On Monday, Al-Sadat joined other independent MPs in criticising Abdel-Aal's original, unilateral, decision to form just six committees to review the 341 presidential decrees and amend parliament's internal bylaws. Under pressure from the MPs, Abdel-Aal increased the number of committees to 19.
“We do not accept that any individual or group, especially those that claim to be the voice of the president, try ever again to impose their say on parliament,” Al-Sadat told parliament.
On Monday the pro-Al-Sisi faction suffered a defeat when Suleiman Wahdan, an MP affiliated with the opposition Wafd Party, was elected as deputy speaker at the expense of the pro-Sisi bloc's nominee, Alaa Abdel-Moneim. Wahdan got 285 votes to Abdel-Moneim's 281.

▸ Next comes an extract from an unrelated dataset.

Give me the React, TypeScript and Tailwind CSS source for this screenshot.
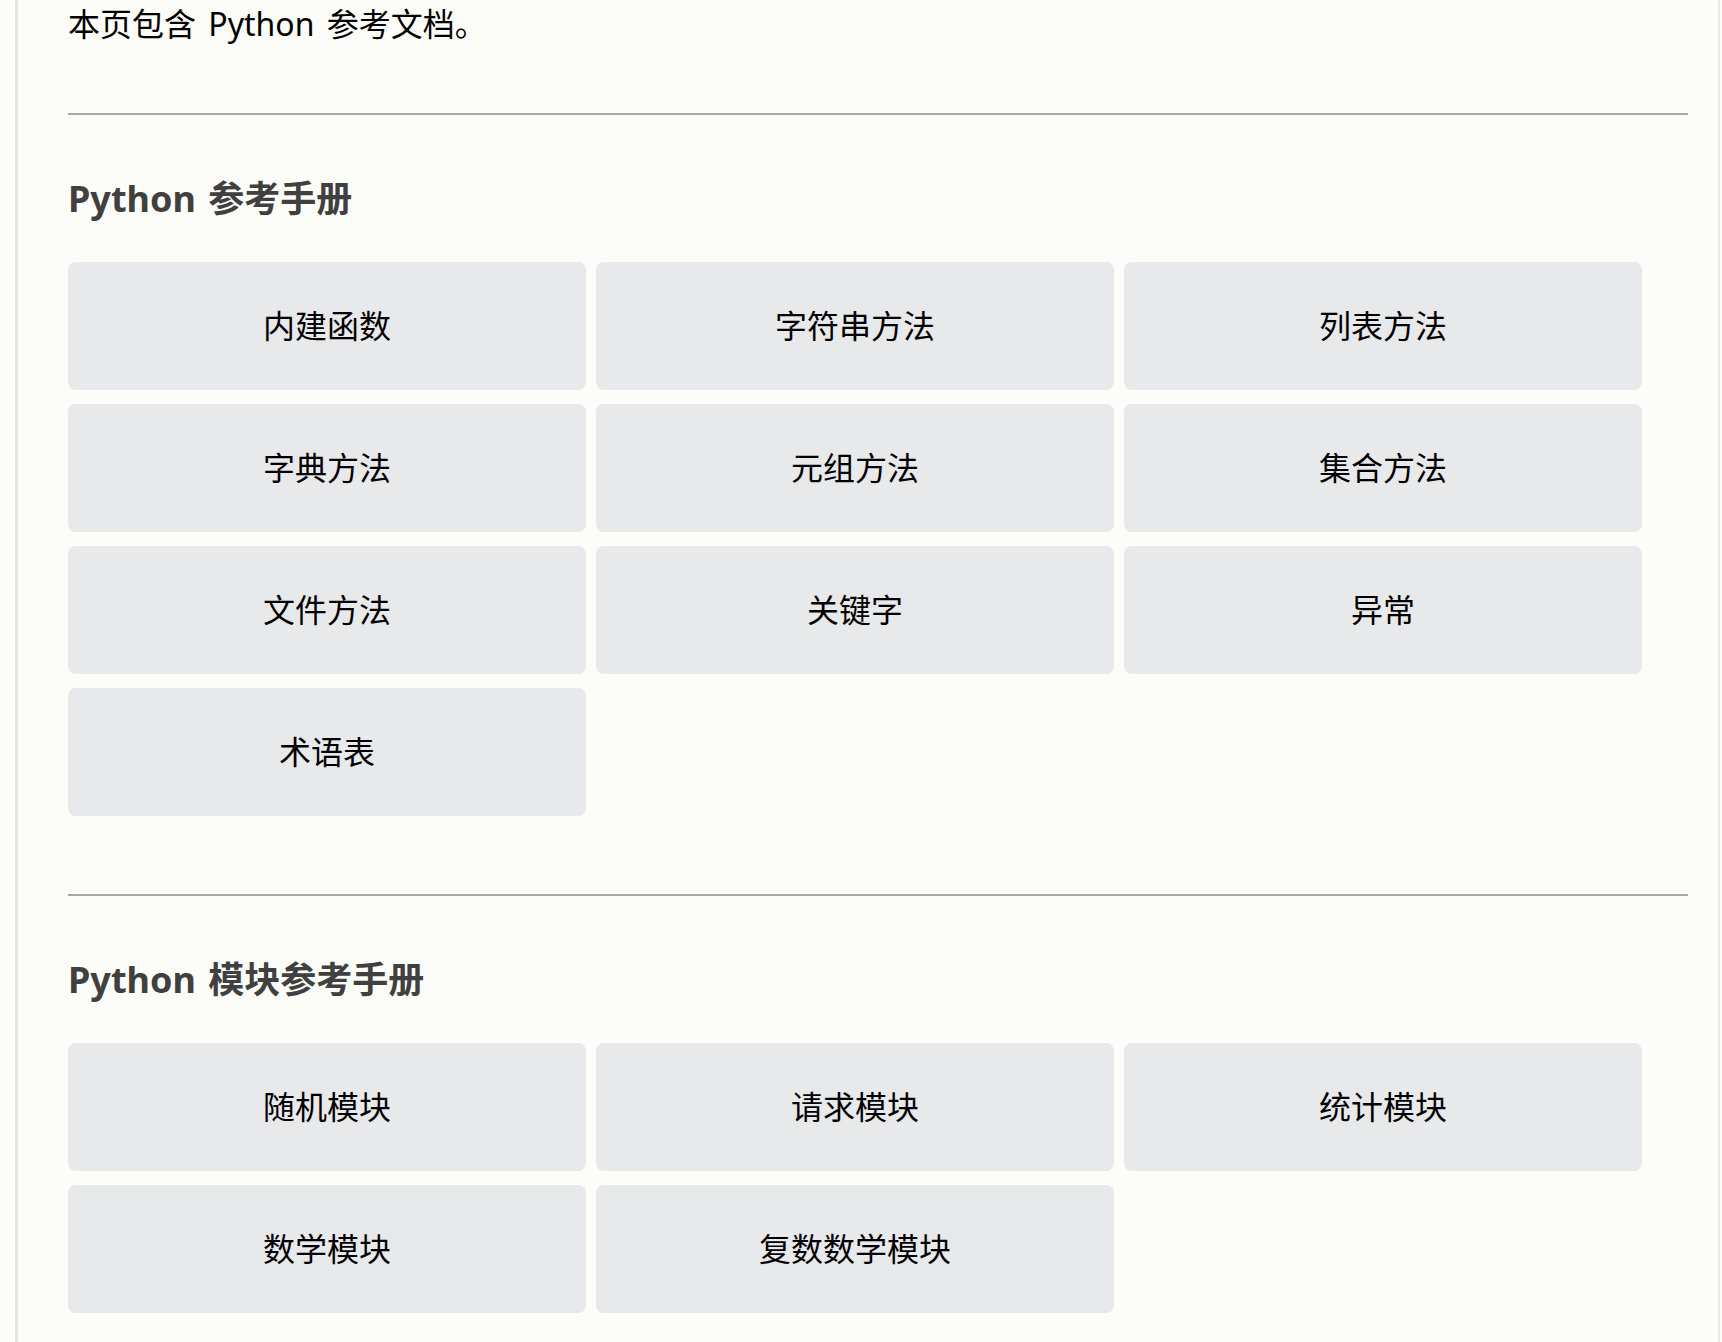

Though Abdel-Aal tried his best to appear neutral at this week's opening meetings, insisting he was keen “to open the floor to all MPs and reflect the diversity of the new parliament”, he nonetheless lashed out at two independent MPs — Bahaa Al-Khouli and Hesham Magdi — who challenged his interpretation of some constitutional articles.
Abdel-Aal graduated from Ain Shams University's Faculty of Law in 1972, after which he joined the office of Egypt's prosecutor-general.
“I am now a professor of constitutional and administrative law,” he told MPs. “I received a Master's degree in 1973 and a PhD in constitutional law from the Sorbonne University in Paris in 1984.”
Emad Gad, a political analyst and MP affiliated with the Free Egyptians Party, told Al-Ahram Weekly that this week's election of the speaker and two deputies reflected an unprecedented level of competition.
“It was by no means a foregone conclusion. Egypt's parliament is behaving in the way parliaments behave everywhere. It is forming blocs that then attempt to hammer out an agreement on crucial issues such as the election of a speaker.”
Abdel-Aal, says Gad, was elected because a majority of MPs believe his legal expertise qualifies him for the job, and his conservative politics will allow him to build bridges with state institutions such as the presidency and the judiciary.
“Deputies must not get into the habit of summoning the ghost of the NDP every time things do not go their way,” said Gad.